203 Wis. 20 | Wis. | 1930
Sec. 196.01 (1) and (4), Stats., classifies telephone companies among public utilities and provides that the broadest and most inclusive sense shall be given to the term “service.” Sec. 196.02 (1) and (2) vests the railroad commission with power to regulate and supervise public utilities and to fix rates for service according to classifications made by the commission and to require public utilities to conform thereto. The jurisdiction and powers conferred by the latter section “are broad, comprehensive, and all-inclusive.” Commonwealth Tel. Co. v. Carley, 192 Wis. 464, 213 N. W. 469.
“The railroad commission is a public agency, created by the legislature to effectuate the public policy of the state. Within its jurisdiction it has power to issue orders which*24 have the effect of public law. To challenge an order of the railroad commission, lawfully made, is to challenge the authority of the state itself, and it therefore becomes a matter of state-wide concern and publici juris.” State ex rel. Reynolds v. Appleton, 197 Wis. 442, 444, 222 N. W. 244.
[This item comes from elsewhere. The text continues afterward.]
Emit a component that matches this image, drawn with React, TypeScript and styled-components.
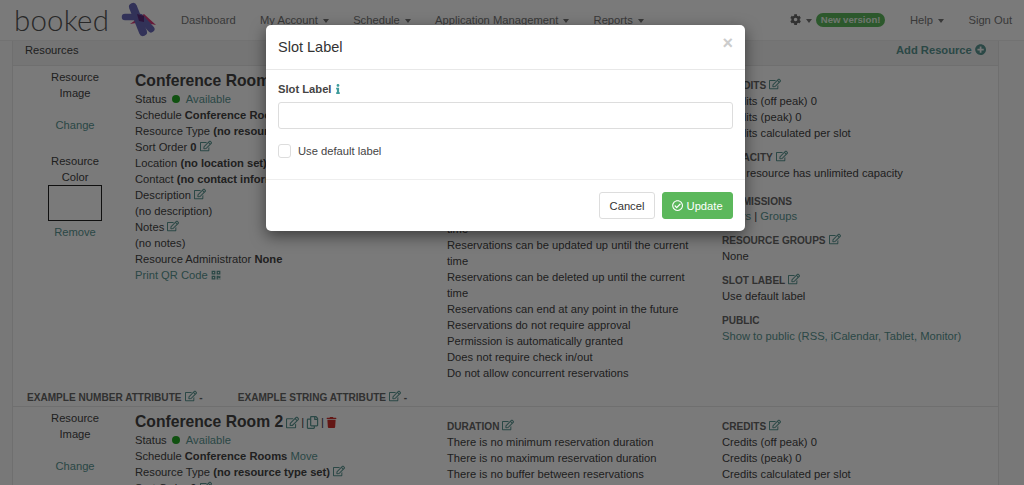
import React from "react";
import styled, { createGlobalStyle } from "styled-components";
import { FaRegEdit, FaRegCopy, FaTrash, FaQrcode, FaCog, FaPlusCircle, FaRegCheckCircle, FaInfo } from "react-icons/fa";

const TEAL = "#5a9692";

const Global = createGlobalStyle`
  html, body { margin: 0; padding: 0; background: #fff; }
  body { font-family: "Liberation Sans", Arial, sans-serif; font-size: 11.2px; line-height: 16px; color: #444; }
`;

const Page = styled.div`
  position: relative;
  width: 1024px;
  height: 485px;
  overflow: hidden;
  background: #fbfbfb;
`;
const Navbar = styled.nav`
  display: flex;
  align-items: center;
  height: 40px;
  padding: 0 12px 0 14px;
  border-bottom: 1px solid #eee;
  background: #fff;
  color: #777;
`;
const Brand = styled.div`
  display: flex;
  align-items: center;
  width: 167px;
  gap: 11px;
`;
const BrandText = styled.span`
  font-family: Lato, sans-serif;
  font-weight: 300;
  font-size: 29.5px;
  line-height: 38px;
  letter-spacing: 0.2px;
  color: #555;
`;
const NavList = styled.div`
  display: flex;
  align-items: center;
  gap: 24.3px;
`;
const NavRight = styled(NavList)`
  margin-left: auto;
  gap: 24.5px;
`;
const NavItem = styled.span`
  display: inline-flex;
  align-items: center;
  white-space: nowrap;
`;
const Caret = styled.i`
  display: inline-block;
  margin-left: 5px;
  margin-top: 2px;
  border-top: 4px solid currentColor;
  border-left: 3.5px solid transparent;
  border-right: 3.5px solid transparent;
`;
const Badge = styled.span`
  margin-left: 4px;
  padding: 0 5px;
  height: 14px;
  line-height: 14px;
  border-radius: 8px;
  background: #5cb85c;
  color: #e8f5e8;
  font-size: 9.6px;
  font-weight: 700;
`;
const Panel = styled.section`
  margin: 0 25px 0 12px;
  border: solid #e8e8e8;
  border-width: 0 1px;
  background: #fff;
`;
const PanelHeading = styled.header`
  display: flex;
  justify-content: space-between;
  align-items: flex-start;
  padding: 1px 12px 0;
  box-sizing: border-box;
  height: 25px;
  background: #f5f5f5;
  border-bottom: 1px solid #e8e8e8;
`;
const AddLink = styled.span`
  display: inline-flex;
  align-items: center;
  gap: 3px;
  font-weight: 700;
  color: ${TEAL};
`;
const ResourceRow = styled.article`
  display: grid;
  grid-template-columns: 122px 312px 275px 1fr;
  height: 319px;
  overflow: hidden;
`;
const ImageCol = styled.div`
  padding: 3px 0 0 2px;
  text-align: center;
  display: flex;
  flex-direction: column;
  align-items: center;
`;
const Gap = styled.div<{ $h: number }>`
  height: ${(p) => p.$h}px;
`;
const ColorBox = styled.div`
  box-sizing: border-box;
  width: 54px;
  height: 36px;
  border: 1px solid #222;
  margin-bottom: 3px;
`;
const DetailsCol = styled.div`
  padding-top: 5px;
`;
const Title = styled.h2`
  margin: 0;
  font-size: 15.7px;
  line-height: 20px;
  font-weight: 700;
  color: #444;
  display: flex;
  align-items: center;
  gap: 2px;
`;
const Line = styled.div`
  height: 16px;
  white-space: nowrap;
`;
const TextCol = styled.div`
  padding-top: 11px;
`;
const Section = styled.div<{ $gap?: number }>`
  margin-bottom: ${(p) => p.$gap ?? 8}px;
`;
const SectionTitle = styled.div<{ $h?: number }>`
  box-sizing: border-box;
  height: ${(p) => p.$h ?? 16}px;
  padding-top: 1px;
  font-size: 10.08px;
  font-weight: 700;
  color: #666;
  text-transform: uppercase;
  white-space: nowrap;
  line-height: 16px;
`;
const Link = styled.a`
  color: ${TEAL};
`;
const EditIcon = styled(FaRegEdit)`
  color: ${TEAL};
  font-size: 12px;
  margin-left: 3px;
  vertical-align: -1px;
`;
const TitleEdit = styled(FaRegEdit)`
  color: ${TEAL};
  font-size: 13px;
  margin-left: 1px;
`;
const Dot = styled.i`
  display: inline-block;
  width: 8px;
  height: 8px;
  border-radius: 50%;
  background: #22aa22;
  margin: 0 6px 0 2px;
`;
const Sep = styled.span`
  font-size: 11.2px;
  font-weight: 400;
`;
const CopyIcon = styled(FaRegCopy)`
  color: ${TEAL};
  font-size: 13px;
`;
const TrashIcon = styled(FaTrash)`
  color: #d0312d;
  font-size: 11px;
`;
const QrIcon = styled(FaQrcode)`
  color: ${TEAL};
  font-size: 10px;
  margin-left: 3px;
  vertical-align: -1px;
`;
const AttributeRow = styled.div`
  display: flex;
  height: 21px;
  padding: 3px 0 0 14px;
  box-sizing: border-box;
  margin-top: 1px;
  gap: 35px;
  border-bottom: 1px solid #e8e8e8;
`;
const Backdrop = styled.div`
  position: absolute;
  inset: 0;
  background: rgba(0, 0, 0, 0.52);
`;
const Modal = styled.div`
  position: absolute;
  left: 266px;
  top: 25px;
  width: 479px;
  height: 206px;
  background: #fff;
  border-radius: 5px;
  box-shadow: 0 5px 15px rgba(0, 0, 0, 0.5);
  display: flex;
  flex-direction: column;
`;
const ModalHeader = styled.header`
  height: 45px;
  box-sizing: border-box;
  border-bottom: 1px solid #e8e8e8;
  padding: 0 12px;
  display: flex;
  justify-content: space-between;
`;
const ModalTitle = styled.h4`
  margin: 0;
  font-size: 14.5px;
  font-weight: 400;
  line-height: 44px;
  color: #333;
`;
const Close = styled.span`
  font-size: 18px;
  font-weight: 700;
  color: #ccc;
  line-height: 24px;
  margin-top: 6px;
`;
const ModalBody = styled.div`
  height: 109px;
  box-sizing: border-box;
  padding: 11px 12px 0;
`;
const FieldLabel = styled.label`
  display: flex;
  align-items: center;
  font-weight: 700;
  gap: 2px;
  height: 16px;
  margin-bottom: 5px;
`;
const InfoIcon = styled(FaInfo)`
  color: #3f9c9c;
  font-size: 10px;
`;
const Input = styled.input`
  display: block;
  box-sizing: border-box;
  width: 100%;
  height: 27px;
  border: 1px solid #ddd;
  border-radius: 3px;
  background: #fff;
`;
const CheckRow = styled.div`
  display: flex;
  align-items: center;
  gap: 7px;
  margin-top: 14px;
`;
const CheckBox = styled.span`
  box-sizing: border-box;
  width: 13px;
  height: 14px;
  border: 1px solid #ddd;
  border-radius: 3px;
`;
const ModalFooter = styled.footer`
  border-top: 1px solid #eee;
  flex: 1;
  padding: 12px 12px 0;
  display: flex;
  justify-content: flex-end;
  gap: 7px;
`;
const Button = styled.button<{ $primary?: boolean }>`
  height: 27px;
  box-sizing: border-box;
  border-radius: 3px;
  border: 1px solid ${(p) => (p.$primary ? "#5cb85c" : "#ddd")};
  background: ${(p) => (p.$primary ? "#5cb85c" : "#fff")};
  color: ${(p) => (p.$primary ? "#fff" : "#333")};
  font: 11.2px/16px "Liberation Sans", Arial, sans-serif;
  width: ${(p) => (p.$primary ? 71 : 56)}px;
  display: inline-flex;
  align-items: center;
  justify-content: center;
  gap: 3px;
  padding: 0;
`;

const Logo = () => (
  <svg width="38" height="38" viewBox="0 0 38 38">
    <path d="M5 16 L20 16" stroke="#6a6ab8" strokeWidth="6.5" strokeLinecap="round" />
    <path d="M10 23 L24 13 L36 24 L22 21 Z" fill="#d83a78" />
    <path d="M13 6 L23 31" stroke="#6a6ab8" strokeWidth="8" strokeLinecap="round" />
    <path d="M22 18 L31 28" stroke="#6a6ab8" strokeWidth="7" strokeLinecap="round" />
    <path d="M17 13 L24 15 L24 21 L19 20 Z" fill="#5a2a7a" />
  </svg>
);

const durations = [
  "There is no minimum reservation duration",
  "There is no maximum reservation duration",
  "There is no buffer between reservations",
];
const credits = ["Credits (off peak) 0", "Credits (peak) 0", "Credits calculated per slot"];

const Details = ({ n }: { n: number }) => (
  <DetailsCol>
    <Title>
      Conference Room {n} <TitleEdit /> <Sep>|</Sep> <CopyIcon /> <Sep>|</Sep> <TrashIcon />
    </Title>
    <Line>Status <Dot /><Link>Available</Link></Line>
    <Line>Schedule <b>Conference Rooms</b> <Link>Move</Link></Line>
    <Line>Resource Type <b>(no resource type set)</b><EditIcon /></Line>
    <Line>Sort Order <b>0</b><EditIcon /></Line>
    <Line>Location <b>(no location set)</b><EditIcon /></Line>
    <Line>Contact <b>(no contact information)</b><EditIcon /></Line>
    <Line>Description<EditIcon /></Line>
    <Line>(no description)</Line>
    <Line>Notes<EditIcon /></Line>
    <Line>(no notes)</Line>
    <Line>Resource Administrator <b>None</b></Line>
    <Line><Link>Print QR Code<QrIcon /></Link></Line>
  </DetailsCol>
);

const ImageColumn = ({ color }: { color: boolean }) => (
  <ImageCol>
    <Line>Resource</Line>
    <Line>Image</Line>
    <Gap $h={16} />
    <Link>Change</Link>
    {color && (
      <>
        <Gap $h={20} />
        <Line>Resource</Line>
        <Line>Color</Line>
        <ColorBox />
        <Link>Remove</Link>
      </>
    )}
  </ImageCol>
);

export default function App() {
  return (
    <Page>
      <Global />
      <Navbar>
        <Brand>
          <BrandText>booked</BrandText>
          <Logo />
        </Brand>
        <NavList>
          <NavItem>Dashboard</NavItem>
          <NavItem>My Account<Caret /></NavItem>
          <NavItem>Schedule<Caret /></NavItem>
          <NavItem>Application Management<Caret /></NavItem>
          <NavItem>Reports<Caret /></NavItem>
        </NavList>
        <NavRight>
          <NavItem><FaCog color="#666" /><Caret /><Badge>New version!</Badge></NavItem>
          <NavItem>Help<Caret /></NavItem>
          <NavItem>Sign Out</NavItem>
        </NavRight>
      </Navbar>
      <Panel>
        <PanelHeading>
          <span>Resources</span>
          <AddLink>Add Resource <FaPlusCircle /></AddLink>
        </PanelHeading>
        <ResourceRow>
          <ImageColumn color />
          <Details n={1} />
          <TextCol>
            <Section $gap={16}>
              <SectionTitle>Duration<EditIcon /></SectionTitle>
              {durations.map((d) => <Line key={d}>{d}</Line>)}
            </Section>
            <Section>
              <SectionTitle>Access<EditIcon /></SectionTitle>
              <Line>Reservations can be created in the past</Line>
              <Line>Reservations can be made at any time</Line>
              <Line>Reservations can be created up until the current</Line>
              <Line>time</Line>
              <Line>Reservations can be updated up until the current</Line>
              <Line>time</Line>
              <Line>Reservations can be deleted up until the current</Line>
              <Line>time</Line>
              <Line>Reservations can end at any point in the future</Line>
              <Line>Reservations do not require approval</Line>
              <Line>Permission is automatically granted</Line>
              <Line>Does not require check in/out</Line>
              <Line>Do not allow concurrent reservations</Line>
            </Section>
          </TextCol>
          <TextCol>
            <Section>
              <SectionTitle>Credits<EditIcon /></SectionTitle>
              {credits.map((c) => <Line key={c}>{c}</Line>)}
            </Section>
            <Section $gap={12}>
              <SectionTitle>Capacity<EditIcon /></SectionTitle>
              <Line>This resource has unlimited capacity</Line>
            </Section>
            <Section>
              <SectionTitle $h={15}>Permissions</SectionTitle>
              <Line><Link>Users</Link> | <Link>Groups</Link></Line>
            </Section>
            <Section>
              <SectionTitle>Resource Groups<EditIcon /></SectionTitle>
              <Line>None</Line>
            </Section>
            <Section>
              <SectionTitle>Slot Label<EditIcon /></SectionTitle>
              <Line>Use default label</Line>
            </Section>
            <Section>
              <SectionTitle>Public</SectionTitle>
              <Line><Link>Show to public (RSS, iCalendar, Tablet, Monitor)</Link></Line>
            </Section>
          </TextCol>
        </ResourceRow>
        <AttributeRow>
          <SectionTitle>Example Number Attribute<EditIcon /> -</SectionTitle>
          <SectionTitle>Example String Attribute<EditIcon /> -</SectionTitle>
        </AttributeRow>
        <ResourceRow>
          <ImageColumn color={false} />
          <Details n={2} />
          <TextCol>
            <SectionTitle>Duration<EditIcon /></SectionTitle>
            {durations.map((d) => <Line key={d}>{d}</Line>)}
          </TextCol>
          <TextCol>
            <SectionTitle>Credits<EditIcon /></SectionTitle>
            {credits.map((c) => <Line key={c}>{c}</Line>)}
          </TextCol>
        </ResourceRow>
      </Panel>
      <Backdrop />
      <Modal>
        <ModalHeader>
          <ModalTitle>Slot Label</ModalTitle>
          <Close>×</Close>
        </ModalHeader>
        <ModalBody>
          <FieldLabel>Slot Label <InfoIcon /></FieldLabel>
          <Input />
          <CheckRow>
            <CheckBox />
            <span>Use default label</span>
          </CheckRow>
        </ModalBody>
        <ModalFooter>
          <Button>Cancel</Button>
          <Button $primary><FaRegCheckCircle /> Update</Button>
        </ModalFooter>
      </Modal>
    </Page>
  );
}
We are of opinion that the- statute, under its terms and the construction given by the cases cited, authorizes the commission to fix the five-cent rate for the use of public phones, and also authorizes the commission, pursuant to its power to regulate and supervise, to require disconnection with a hotel or other keeper of a public phone unless the hotel or other keeper shall conform to the rates lawfully fixed by the commission.
The plaintiff contends that the defendant has no right to disconnect its system from the hotel because the hotel is not a public utility and the railroad commission is therefore without power to regulate the charge for the service the hotel renders to its guests over its private system. It is quite true, of course, that the hotel is not a public utility. But even so it may, like any other corporation or private person, be the agent of the company in aiding it to perform its service to the public. The recital in the contract that the payments by the company to the hotel are “as commission” bears out this idea of the relations between the parties. The commission only concerns itself with the public telephone service performed by the hotel, as distinguished from the service to its guests performed through its private system. There is no attempt to regulate the charge the hotel may make to its guests for the intra-hotel service it performs for them. It may charge and collect for this service by adding to its room charge to guests or by making a charge for every call from one room to another within the hotel. That is its own affair, with which neither the telephone company nor the railroad commission has right or power to interfere.
The commissions or boards of other states that have considered the precise or similar matters have uniformly held as held by our own commission. Connoley v. Burleson, N. Y. P. U. R. 1930 C, 243; In re Hotel Marian Co. Ark. Corp. Comm. P. U. R. 1920 D, 466; Re Hotel Tel. Ser. & Rates, Mass. P. S. Comm. P. U. R. 1919 A, 190; In re Hotel Sherman Co. v. Chicago Tel. Co. Ill. P. U. C. 1915 F, 776. No court decision upon a similar matter has been called to our attention.
■ The above, we believe, sufficiently covers the points raised by the appellant.
By the Court. — The judgment is affirmed.